Monday, May 09, 2011


Here you go. My Faust review for the Independent.

English National Opera, 6 May 2011

Review by Jessica Duchen (for The Independent)

Poor old Berlioz. The moment Terry Gilliam was announced as director
of this new ENO staging, it was obvious that the composer would
scarcely get a look in, at least in advance. It’s the first venture
into opera (in a co-production with De Vlaamse Opera, Antwerp) for the
former Monty Python animator and director of such legendary movies as
Brazil, Twelve Monkeys and The Fisher King. The question, of course,
was: could this operatic novice deliver in a field where so many other
film supremos have fallen flat on their faces?

Well, in certain ways Berlioz doesn’t get a look in in the finished
version either, since Gilliam has elected to take us through a journey
through German history, all the way from Romanticism – the red-haired
Faust himself is straight out of that famed Caspar David Friedrich
painting – to…you guessed it, Marguerite rises to heaven from
Auschwitz. It’s not so much Monty Python as The Producers, so full is
the show of camp, dancing, exercising Nazis. Springtime for Terry and
Berlioz, anyone? But Python fans will be glad to know that close to
the start we do get a glimpse of something much resembling the Knights
that say Ni.

Berlioz’s Faust is a challenge at the best of times – it’s not even
opera, strictly speaking, but in the composer’s terminology a ‘légende
dramatique’, part cantata, part opera and possibly as ill-suited to
the stage as Goethe’s ‘closet drama’ (a deliberately unstageable play)
that inspired it. But Berlioz, Gilliam and the character of
Mephistopheles, the devil, have two great things in common: a vast
imagination and a sense of unbounded mischief that means breaking all
the rules, including ‘avoid cliché’; Gilliam seems to have elected to
do the latter so spectacularly that it floors everyone anyway. At
least sometimes.

When it doesn’t work, it really doesn’t work. After all, the Nazis had
nothing whatsoever to do with Berlioz, who wrote this magnificent work
back in 1846, let alone Goethe. Yet the best moments are stunning.
Having spent most of the first half thinking “When are we ever going
to grow up and get past putting the Nazis into  opera?” by the end of
the evening this critic was shaken and profoundly moved.

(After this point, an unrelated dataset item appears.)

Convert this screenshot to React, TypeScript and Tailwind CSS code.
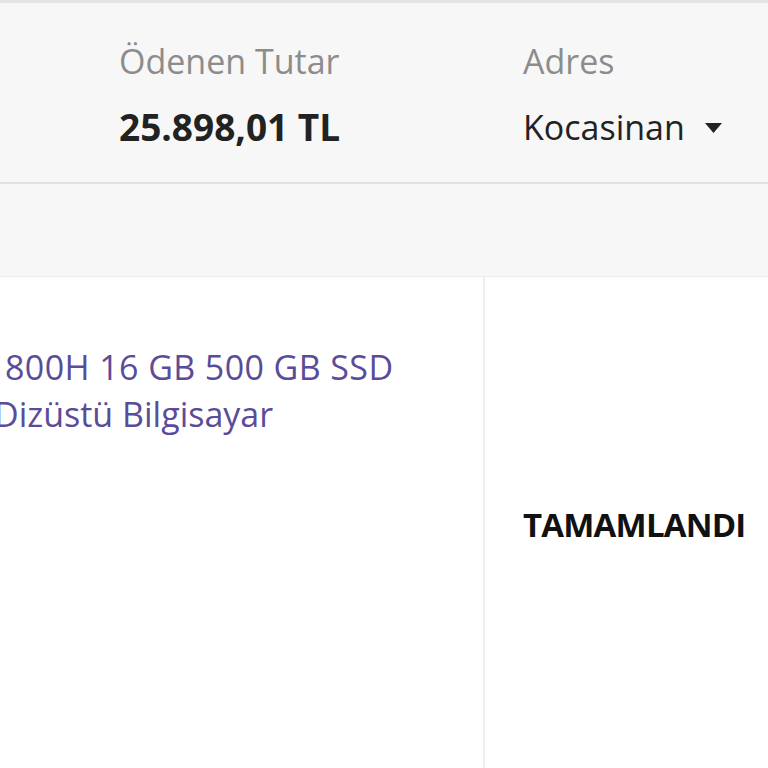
import React from "react";

export default function App() {
  return (
    <div
      className="w-[768px] h-[768px] overflow-hidden bg-white"
      style={{ fontFamily: '"Open Sans", "Liberation Sans", sans-serif' }}
    >
      <div className="border-t-[3px] border-[#e4e4e4] bg-[#f7f7f7] h-[184px] border-b-2 border-b-[#e2e2e2] flex">
        <div className="w-[523px] pl-[119px] pt-[36px] shrink-0">
          <div className="text-[34px] leading-[44px] text-[#8c8c8c]">Ödenen Tutar</div>
          <div className="mt-[22px] text-[37px] leading-[44px] font-bold text-[#222222]">
            25.898,01 TL
          </div>
        </div>
        <div className="pt-[36px]">
          <div className="text-[34px] leading-[44px] text-[#8c8c8c]">Adres</div>
          <div className="mt-[22px] flex items-center text-[34px] leading-[44px] text-[#222222]">
            <span>Kocasinan</span>
            <svg className="ml-[20px] mt-[2px]" width="17" height="11" viewBox="0 0 17 11">
              <path d="M0 0 L17 0 L8.5 10 Z" fill="#222222" />
            </svg>
          </div>
        </div>
      </div>
      <div className="h-[93px] bg-[#f7f7f7] border-b border-[#ececec]" />
      <div className="flex h-[500px]">
        <div className="w-[485px] shrink-0 border-r-2 border-[#efefef] overflow-hidden pt-[67px]">
          <div className="text-[34px] leading-[47px] text-[#5a4c99] whitespace-nowrap">
            <div className="ml-[5px] tracking-[0.4px]">800H 16 GB 500 GB SSD</div>
            <div className="ml-[-6px]">Dizüstü Bilgisayar</div>
          </div>
        </div>
        <div className="flex-1 pl-[38px] pt-[226px]">
          <div className="text-[33px] leading-[44px] font-bold text-[#111111] tracking-[-0.8px]">
            TAMAMLANDI
          </div>
        </div>
      </div>
    </div>
  );
}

All credit to ENO for pulling it off. It’s a phenomenally slick,
complex show of many components and brilliant theatrical effects:
Faust and Mephisto’s motorbike ride to the gates of hell, dodging
“birds” that are aircraft dropping bombs, Faust’s entry to – and exit
from – hell itself, and the chilling transformation in Act I of the
songs of the Rat and the Flea into anti-Semitic cabaret horrors. And
there’s a brilliant moment at which Gilliam literally turns back time:
the precision of its execution alone would have been astounding even
if it hadn’t happened to work conceptually.

Gilliam’s not-so-secret weapons are his Mephistopheles, Christopher
Purves at his  most charismatic, infallible and infinitely nuanced;
and, as Marguerite Oppenheim (yes, really), the glorious Christine
Rice, whose rich yet pure mezzo - and aching calls of ‘Alas’ as she is
herded into the cattle truck - suits this music to perfection. Peter
Hoare as Faust performed strongly in the first act, though the start
of Act II found him suffering in the high notes and somewhat losing
his stride for a short while thereafter. The orchestra and chorus were
on fabulous form under Ed Gardner’s baton.